What makes ‘Quality Cheese’?
This question, if posed to 100 people, would yield 100 unique responses. Each individual’s conception of quality in cheese is informed their personal history, taste, intersectional identities (gender, skin color, class, etc) and role in the cheese production and consumption process (i.e. cheesemaker, -monger, or eater). In this blog series, I explore how different people in the New England cheese world answer this question.
Hannah, cheesemaker at Blue Ledge Farm, identified cleanliness and animals as the key factors in the production of quality cheese when I visited her farm in Northern Vermont.
When I asked Hannah “what makes quality cheese?,” she didn’t hesitate when she gave her answer. “Cleanliness,” she assured me. The milk, barn, cheese rooms, and aging rooms must all be clean before they can be anything else. Hannah then brought the question of cheese quality back to its ultimate source: the animals. She emphasized that healthy, well-cared for animals with a good diet produced good (and clean) milk, the building blocks for quality cheese.
In ensuring cleanliness in her cheesemaking environment, Hannah started with the ruminants on her own farm. They own a herd of over 130 milking goats (and many more that do not yet produce milk) but buy in cow’s milk from a neighboring farm. “Goats are so clean!” Hannah explained to us, “but cows are just so dirty.” Hannah and her partner Greg decided to keep the milk but not the animals in the case of cattle, to avoid the risk of contaminated milk.
Another means by which Hannah ensures the cleanliness of her milk is by heat-treating it. Though not all of Blue Ledge Farm’s cheeses are pasteurized, all are heat-treated to some degree, a decision made by Hannah and Greg “for peace of mind.” Though the dangers presented by raw milk cheeses are contested, Hannah and Greg, at least, consider it safer to heat-treat their milk before making cheese (Yoon et al, 2016).

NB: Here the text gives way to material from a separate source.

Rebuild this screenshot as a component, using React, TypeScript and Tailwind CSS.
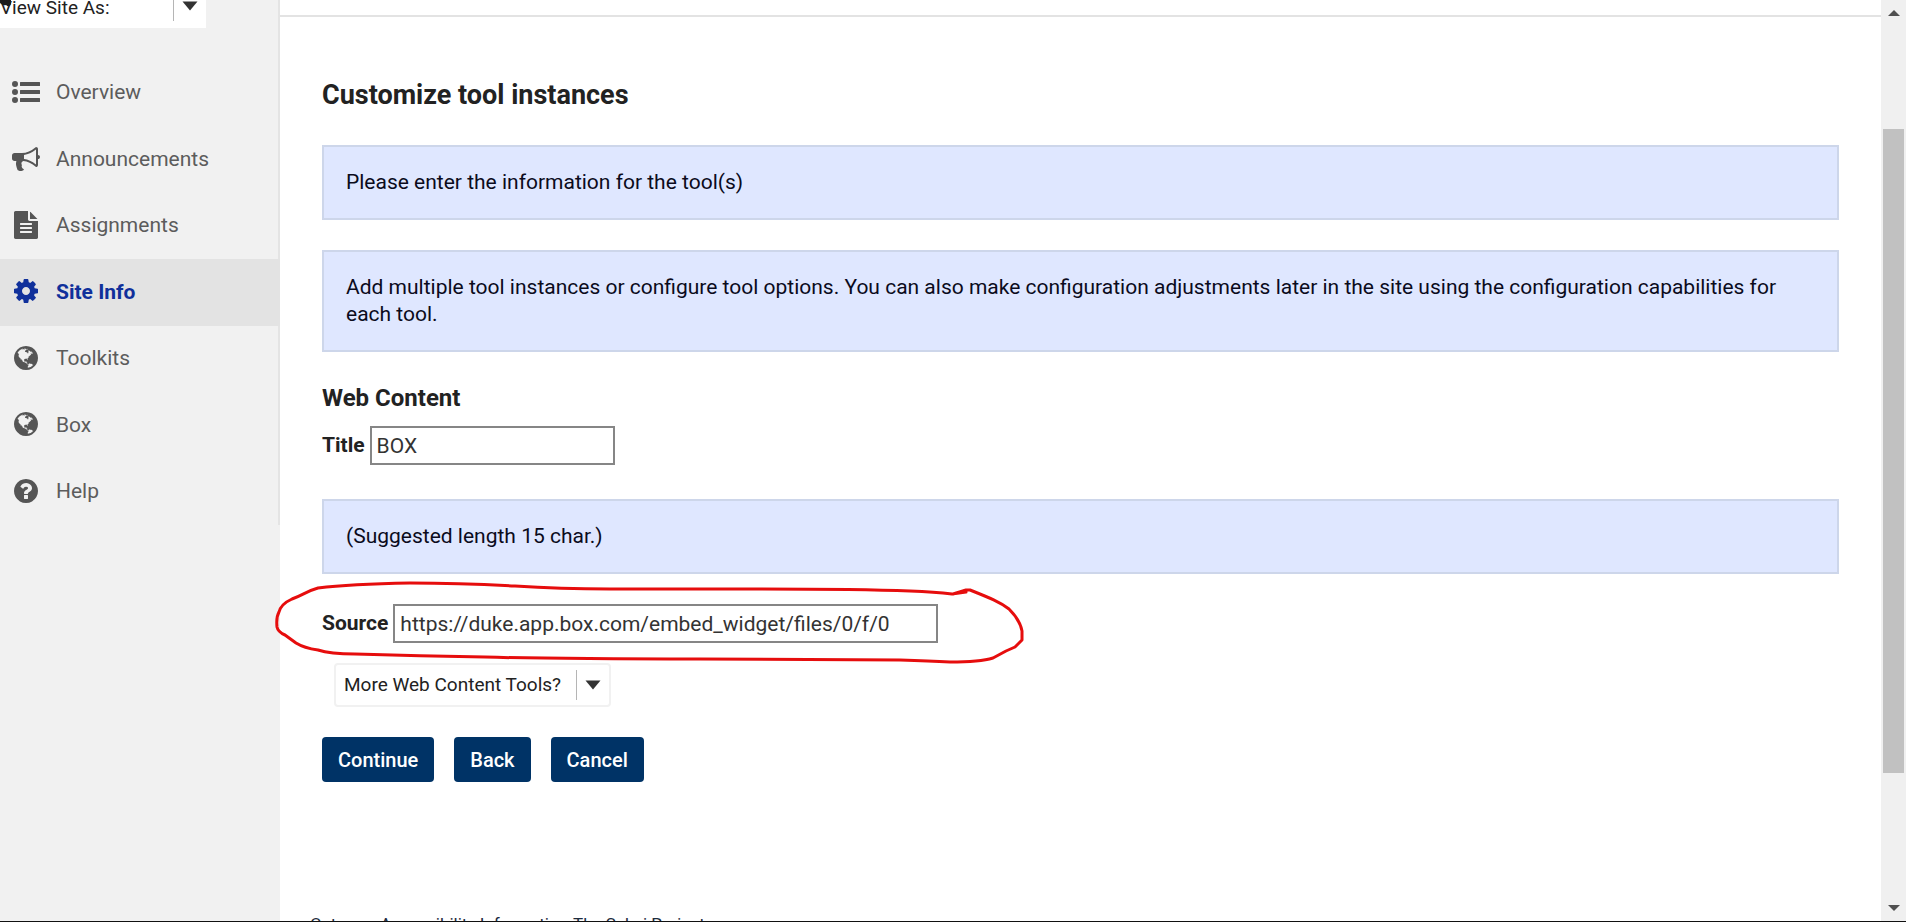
import React from "react";

const FONT = "font-[Roboto,'Liberation_Sans',sans-serif]";

const GLOBE =
  "M896 128q209 0 385.5 103t279.5 279.5 103 385.5-103 385.5-279.5 279.5-385.5 103-385.5-103-279.5-279.5-103-385.5 103-385.5 279.5-279.5 385.5-103zm274 521q-2 1-9.5 9.5t-13.5 9.5q2 0 4.5-5t5-11 3.5-7q6-7 22-15 14-6 52-12 34-8 51 11-2-2 9.5-13t14.5-12q3-2 15-4.5t15-7.5l2-22q-12 1-17.5-7t-6.5-21q0 2-6 8 0-7-4.5-8t-11.5 1-9 1q-10-3-15-7.5t-8-16.5-4-15q-2-5-9.5-11t-9.5-10q-1-2-2.5-5.5t-3-6.5-4-5.5-5.5-2.5-7 5-7.5 10-4.5 5q-3-2-6-1.5t-4.5 1-4.5 3-5 3.5q-3 2-8.5 3t-8.5 2q15-5-1-11-10-4-16-3 9-4 7.5-12t-8.5-14h5q-1-4-8.5-8.5t-17.5-8.5-13-6q-8-5-34-9.5t-33-.5q-5 6-4.5 10.5t4 14 3.5 12.5q1 6-5.5 13t-6.5 12q0 7 14 15.5t10 21.5q-3 8-16 16t-16 12q-5 8-1.5 18.5t10.5 16.5q2 2 1.5 4t-3.5 4.5-5.5 4-6.5 3.5l-3 2q-11 5-20.5-6t-13.5-26q-7-25-16-30-23-8-29 1-5-13-41-26-25-9-58-4 6-1 0-15-7-15-19-12 3-6 4-17.5t1-13.5q3-13 12-23 1-1 7-8.5t9.5-13.5.5-6q35 4 50-11 5-5 11.5-17t10.5-17q9-6 14-5.5t14.5 5.5 14.5 5q14 1 15.5-11t-7.5-20q12 1 3-17-4-7-8-9-12-4-27 5-8 4 2 8-1-1-9.5 10.5t-16.5 17.5-16-5q-1-1-5.5-13.5t-9.5-13.5q-8 0-16 15 3-8-11-15t-24-8q19-12-8-27-7-4-20.5-5t-19.5 4q-5 7-5.5 11.5t5 8 10.5 5.5 11.5 4 8.5 3q14 10 8 14-2 1-8.5 3.5t-11.5 4.5-6 4q-3 4 0 14t-2 14q-5-5-9-17.5t-7-16.5q7 9-25 6l-10-1q-4 0-16 2t-20.5 1-13.5-8q-4-8 0-20 1-4 4-2-4-3-11-9.5t-10-8.5q-46 15-94 41 6 1 12-1 5-2 13-6.5t10-5.5q34-14 42-7l5-5q14 16 20 25-7-4-30-1-20 6-22 12 7 12 5 18-4-3-11.5-10t-14.5-11-15-5q-16 0-22 1-146 80-235 222 7 7 12 8 4 1 5 9t2.5 11 11.5-3q9 8 3 19 1-1 44 27 19 17 21 21 3 11-10 18-1-2-9-9t-9-4q-3 5 .5 18.5t10.5 12.5q-7 0-9.5 16t-2.5 35.5-1 23.5l2 1q-3 12 5.5 34.5t21.5 19.5q-13 3 20 43 6 8 8 9 3 2 12 7.5t15 10 10 10.5q4 5 10 22.5t14 23.5q-2 6 9.5 20t10.5 23q-1 0-2.5 1t-2.5 1q3 7 15.5 14t15.5 13q1 3 2 10t3 11 8 2q2-20-24-62-15-25-17-29-3-5-5.5-15.5t-4.5-14.5q2 0 6 1.5t8.5 3.5 7.5 4 2 3q-3 7 2 17.5t12 18.5 17 19 12 13q6 6 14 19.5t0 13.5q9 0 20 10.5t17 19.5q5 8 8 26t5 24q2 7 8.5 13.5t12.5 9.5l16 8 13 7q5 2 18.5 10.5t21.5 11.5q10 4 16 4t14.5-2.5 13.5-3.5q15-2 29 15t21 21q36 19 55 11-2 1 .5 7.5t8 15.5 9 14.5 5.5 8.5q5 6 18 15t18 15q6-4 7-9-3 8 7 20t18 10q14-3 14-32-31 15-49-18 0-1-2.5-5.5t-4-8.5-2.5-8.5 0-7.5 5-3q9 0 10-3.5t-2-12.5-4-13q-1-8-11-20t-12-15q-5 9-16 8t-16-9q0 1-1.5 5.5t-1.5 6.5q-13 0-15-1 1-3 2.5-17.5t3.5-22.5q1-4 5.5-12t7.5-14.5 4-12.5-4.5-9.5-17.5-2.5q-19 1-26 20-1 3-3 10.5t-5 11.5-9 7q-7 3-24 2t-24-5q-13-8-22.5-29t-9.5-37q0-10 2.5-26.5t3-25-5.5-24.5q3-2 9-9.5t10-10.5q2-1 4.5-1.5t4.5 0 4-1.5 3-6q-1-1-4-3-3-3-4-3 7 3 28.5-1.5t27.5 1.5q15 11 22-2 0-1-2.5-9.5t-.5-13.5q5 27 29 9 3 3 15.5 5t17.5 5q3 2 7 5.5t5.5 4.5 5-.5 8.5-6.5q10 14 12 24 11 40 19 44 7 3 11 2t4.5-9.5 0-14-1.5-12.5l-1-8v-18l-1-8q-15-3-18.5-12t1.5-18.5 15-18.5q1-1 8-3.5t15.5-6.5 12.5-8q21-19 15-35 7 0 11-9-1 0-5-3t-7.5-5-4.5-2q9-5 2-16 5-3 7.5-11t7.5-10q9 12 21 2 8-8 1-16 5-7 20.5-10.5t18.5-9.5q7 2 8-2t1-12 3-12q4-5 15-9t13-5l17-11q3-4 0-4 18 2 31-11 10-11-6-20 3-6-3-9.5t-15-5.5q3-1 11.5-.5t10.5-1.5q15-10-7-16-17-5-43 12zm-163 877q206-36 351-189-3-3-12.5-4.5t-12.5-3.5q-18-7-24-8 1-7-2.5-13t-8-9-12.5-8-11-7q-2-2-7-6t-7-5.5-7.5-4.5-8.5-2-10 1l-3 1q-3 1-5.5 2.5t-5.5 3-4 3 0 2.5q-21-17-36-22-5-1-11-5.5t-10.5-7-10-1.5-11.5 7q-5 5-6 15t-2 13q-7-5 0-17.5t2-18.5q-3-6-10.5-4.5t-12 4.5-11.5 8.5-9 6.5-8.5 5.5-8.5 7.5q-3 4-6 12t-5 11q-2-4-11.5-6.5t-9.5-5.5q2 10 4 35t5 38q7 31-12 48-27 25-29 40-4 22 12 26 0 7-8 20.5t-7 21.5q0 6 2 16z";

const LIST =
  "M384 1408a192 192 0 1 1-384 0a192 192 0 1 1 384 0zM384 896a192 192 0 1 1-384 0a192 192 0 1 1 384 0zM384 384a192 192 0 1 1-384 0a192 192 0 1 1 384 0zM544 1280h1216q32 0 32 32v192q0 32-32 32h-1216q-32 0-32-32v-192q0-32 32-32zM544 768h1216q32 0 32 32v192q0 32-32 32h-1216q-32 0-32-32v-192q0-32 32-32zM544 256h1216q32 0 32 32v192q0 32-32 32h-1216q-32 0-32-32v-192q0-32 32-32z";

const BULLHORN =
  "M1664 640q53 0 90.5 37.5t37.5 90.5-37.5 90.5-90.5 37.5v384q0 52-38 90t-90 38q-417-347-812-380-58 19-91 66t-31 100.5 40 92.5q-20 33-23 65.5t6 58 33.5 55 48 50 61.5 50.5q-29 58-111.5 83t-168.5 11.5-132-55.5q-7-23-29.5-87.5t-32-94.5-23-89-15-101 3.5-98.5 22-110.5h-122q-66 0-113-47t-47-113v-192q0-66 47-113t113-47h480q435 0 896-384 52 0 90 38t38 90v384zm-128 604v-954q-394 302-768 343v270q377 42 768 341z";

const FILE =
  "M1596 476q14 14 28 36h-472v-472q22 14 36 28zm-476 164h544v1056q0 40-28 68t-68 28h-1344q-40 0-68-28t-28-68v-1600q0-40 28-68t68-28h800v544q0 40 28 68t68 28zm160 736v-64q0-14-9-23t-23-9h-704q-14 0-23 9t-9 23v64q0 14 9 23t23 9h704q14 0 23-9t9-23zm0-256v-64q0-14-9-23t-23-9h-704q-14 0-23 9t-9 23v64q0 14 9 23t23 9h704q14 0 23-9t9-23zm0-256v-64q0-14-9-23t-23-9h-704q-14 0-23 9t-9 23v64q0 14 9 23t23 9h704q14 0 23-9t9-23z";

const COG =
  "M1152 896q0-106-75-181t-181-75-181 75-75 181 75 181 181 75 181-75 75-181zm512-109v222q0 12-8 23t-20 13l-185 28q-19 54-39 91 35 50 107 138 10 12 10 25t-9 23q-27 37-99 108t-94 71q-12 0-26-9l-138-108q-44 23-91 38-16 136-29 186-7 28-36 28h-222q-14 0-24.5-8.5t-11.5-21.5l-28-184q-49-16-90-37l-141 107q-10 9-25 9-14 0-25-11-126-114-165-168-7-10-7-23 0-12 8-23 15-21 51-66.5t54-70.5q-27-50-41-99l-183-27q-13-2-21-12.5t-8-23.5v-222q0-12 8-23t19-13l186-28q14-46 39-92-40-57-107-138-10-12-10-24 0-10 9-23 26-36 98.5-107.5t94.5-71.5q13 0 26 10l138 107q44-23 91-38 16-136 29-186 7-28 36-28h222q14 0 24.5 8.5t11.5 21.5l28 184q49 16 90 37l142-107q9-9 24-9 13 0 25 10 129 119 165 170 7 8 7 22 0 12-8 23-15 21-51 66.5t-54 70.5q26 50 41 98l183 28q13 2 21 12.5t8 23.5z";

const QUESTION =
  "M1024 1376v-192q0-14-9-23t-23-9h-192q-14 0-23 9t-9 23v192q0 14 9 23t23 9h192q14 0 23-9t9-23zm256-672q0-88-55.5-163t-138.5-116-170-41q-243 0-371 213-15 24 8 42l132 100q7 6 19 6 16 0 25-12 53-68 86-92 34-24 86-24 48 0 85.5 26t37.5 59q0 38-20 61t-68 45q-63 28-115.5 86.5t-52.5 125.5v36q0 14 9 23t23 9h192q14 0 23-9t9-23q0-19 21.5-49.5t54.5-49.5q32-18 49-28.5t46-35 44.5-48 28-60.5 12.5-81zm384 192q0 209-103 385.5t-279.5 279.5-385.5 103-385.5-103-279.5-279.5-103-385.5 103-385.5 279.5-279.5 385.5-103 385.5 103 279.5 279.5 103 385.5z";

const NAV = [
  { label: "Overview", icon: LIST },
  { label: "Announcements", icon: BULLHORN },
  { label: "Assignments", icon: FILE },
  { label: "Site Info", icon: COG, active: true },
  { label: "Toolkits", icon: GLOBE },
  { label: "Box", icon: GLOBE },
  { label: "Help", icon: QUESTION },
];

function SelectArrow() {
  return (
    <span className="pointer-events-none absolute inset-y-0 right-2 flex items-center gap-2">
      <span className="h-[30px] w-px bg-[#b5b5b5]" />
      <svg width="16" height="10" viewBox="0 0 16 10" aria-hidden="true">
        <path d="M0.5 0.5H15.5L8 9.5Z" fill="#333" />
      </svg>
    </span>
  );
}

function Sidebar() {
  return (
    <aside className="w-[280px] shrink-0 bg-[#f1f1f1]">
      <div className="flex flex-col border-r-2 border-[#e4e4e4]">
        <div className="relative -mt-4 h-11 w-[206px] bg-white">
          <select
            aria-label="View Site As:"
            className="h-full w-full appearance-none bg-transparent pt-1 text-[19px] text-[#222] outline-none"
          >
            <option>View Site As:</option>
          </select>
          <SelectArrow />
          <svg className="absolute left-0 top-4" width="12" height="8" viewBox="0 0 12 8" aria-hidden="true">
            <path d="M0 0H11V4Q9 8 6 5Q3 6 0 3Z" fill="#1c1c1c" />
          </svg>
        </div>
        <nav className="mt-8 flex h-[465px] flex-col">
          {NAV.map((item) => (
            <a
              key={item.label}
              href="#"
              aria-current={item.active ? "page" : undefined}
              className={
                item.active
                  ? "-mr-0.5 flex flex-1 items-center gap-4 bg-[#e3e3e3] pl-3 text-[21px] font-bold text-[#10309b]"
                  : "flex flex-1 items-center gap-4 pl-3 text-[21px] text-[#5c5c5c]"
              }
            >
              <svg
                className={item.active ? "mb-0.5 size-7 text-[#10309b]" : "mb-0.5 size-7 text-[#555]"}
                viewBox="0 0 1792 1792"
                fill="currentColor"
                aria-hidden="true"
              >
                <path d={item.icon} />
              </svg>
              {item.label}
            </a>
          ))}
        </nav>
      </div>
    </aside>
  );
}

function Notice({ children }: { children: React.ReactNode }) {
  return (
    <p className="border-2 border-[#cdd6ea] bg-[#dfe7ff] px-[22px] py-[22px] text-[21px] leading-[27px] text-[#0b0b1c]">
      {children}
    </p>
  );
}

function Annotation() {
  return (
    <svg
      className="pointer-events-none absolute -left-12 -top-6"
      width="756"
      height="84"
      viewBox="274 582 756 84"
      fill="none"
      stroke="#e60d0d"
      strokeWidth="3"
      strokeLinecap="round"
      strokeLinejoin="round"
      aria-hidden="true"
    >
      <path d="M966 594L952 596Q935 594 910 593Q860 591 760 591H610Q560 591 515 588Q460 585 410 585Q350 586 318 590C307 593 303 597 292 601Q281 606 279 614Q276 619 277 629Q278 634 285 637L296 645Q304 650 318 652Q330 656 355 656Q420 658 485 659Q550 661 700 661L900 662Q930 663 950 664Q980 664 993 660L1006 653L1015 649L1022 642V633Q1020 622 1009 611C1000 604 990 600 970 592L966 592L953 596" />
    </svg>
  );
}

function Scrollbar() {
  return (
    <div className="flex w-[25px] shrink-0 flex-col items-center bg-[#f0f0f0] py-2" aria-hidden="true">
      <svg width="12" height="10" viewBox="0 0 12 10">
        <path d="M0 8L6 2L12 8Z" fill="#505050" />
      </svg>
      <div className="grow-[111]" />
      <div className="w-[21px] grow-[644] bg-[#c1c1c1]" />
      <div className="grow-[130]" />
      <svg width="12" height="10" viewBox="0 0 12 10">
        <path d="M0 2L6 8L12 2Z" fill="#505050" />
      </svg>
    </div>
  );
}

const inputClass = "h-[39px] border-2 border-[#868686] bg-white px-[5px] text-[21px] text-[#333] outline-none";
const buttonClass = "h-[45px] rounded-[4px] bg-[#003366] px-4 text-xl font-medium text-white";

export default function App() {
  return (
    <div className={`${FONT} flex h-screen overflow-hidden border-b border-[#111] bg-white text-[#222]`}>
      <Sidebar />
      <main className="min-w-0 flex-1">
        <div className="h-[17px] border-b-2 border-[#e3e3e3]" />
        <div className="px-[42px] pt-[60px]">
          <h1 className="text-[27px] leading-9 font-bold">Customize tool instances</h1>
          <form className="mt-8" onSubmit={(e) => e.preventDefault()}>
            <div className="flex flex-col gap-[30px]">
              <Notice>Please enter the information for the tool(s)</Notice>
              <Notice>
                Add multiple tool instances or configure tool options. You can also make configuration
                adjustments later in the site using the configuration capabilities for each tool.
              </Notice>
            </div>
            <h2 className="mt-[30px] text-2xl font-bold">Web Content</h2>
            <div className="mt-3 mb-[34px] flex items-center gap-[5px]">
              <label htmlFor="title" className="text-[21px] font-bold">
                Title
              </label>
              <input id="title" defaultValue="BOX" className={`${inputClass} w-[245px]`} />
            </div>
            <Notice>(Suggested length 15 char.)</Notice>
            <div className="relative mt-[30px] flex items-center gap-[5px]">
              <label htmlFor="source" className="text-[21px] font-bold">
                Source
              </label>
              <input
                id="source"
                defaultValue="https://duke.app.box.com/embed_widget/files/0/f/0"
                className={`${inputClass} w-[545px]`}
              />
              <Annotation />
            </div>
            <div className="relative mt-5 ml-3 h-11 w-[277px] rounded-[4px] border-2 border-[#f1f1f1]">
              <select
                aria-label="More Web Content Tools?"
                className="h-full w-full appearance-none bg-transparent pl-2 text-[19px] text-[#222] outline-none"
              >
                <option>More Web Content Tools?</option>
              </select>
              <SelectArrow />
            </div>
            <div className="mt-[30px] flex gap-5">
              <button type="submit" className={buttonClass}>
                Continue
              </button>
              <button type="button" className={buttonClass}>
                Back
              </button>
              <button type="button" className={buttonClass}>
                Cancel
              </button>
            </div>
          </form>
        </div>
        <footer className="mt-[130px] flex gap-[5px] px-[30px] text-[17px] leading-6 text-[#1d2b3d]">
          <a href="#">Gateway</a>
          <a href="#">Accessibility Information</a>
          <a href="#">The Sakai Project</a>
        </footer>
      </main>
      <Scrollbar />
    </div>
  );
}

In their cheese production at Blue Ledge Farm, Hannah and Greg prioritize cleanliness and their animals. But their cheese’s quality is also created through its emplacement in community. Hannah grew up just six miles from their farm, and they buy milk from a neighbor at twice the price of commodity milk. In describing the animal husbandry practices of the farm, Hannah included the ability to hire a year-round employee as one motivation for staggering freshening to ensure year-round milk production (the other motivation she mentioned was the ability to supply cheese to customers year-round). Blue Ledge’s prices for their artisanal cheese (especially in a direct sale context on the farm or at farmer’s markets) are lower than Trader Joes. Hannah explained that this was not only a consequence of supply and demand: “it’s a part of our mission to make a product that we and our friends can afford.” This echoes what Heather Paxson found in her ethnographic study of Vermont artisanal cheese, where cheese makers see their work as making cheese and making a community (Paxson 2013, 94). In buying milk and hay locally (often above the going rate) and structuring the farm as a place of steady employment, cheesemakers like Hannah are practicing what Paxson calls, “economies of sentiment” (Paxson 2013, 63). For these farmers, the sentimental and moral value of creating community is as much a part of cheesemaking as the milk. In addition to the importance of cleanliness and animals that Hannah identified as determinants of quality in cheesemaking, I would argue that as demonstrated by the way they run their farm, Hannah and Greg believe that a community-emplaced cheese is a quality cheese.
Bibliography
Paxson, Heather. 2011. “The ‘art’ and ‘science’ of handcrafting cheese in the United States.” Endeavor 35, no. 2-3: 116-124.
Paxson, Heather. 2013. The Life of Cheese: Crafting Food and Value in America. Berkeley: University of California Press.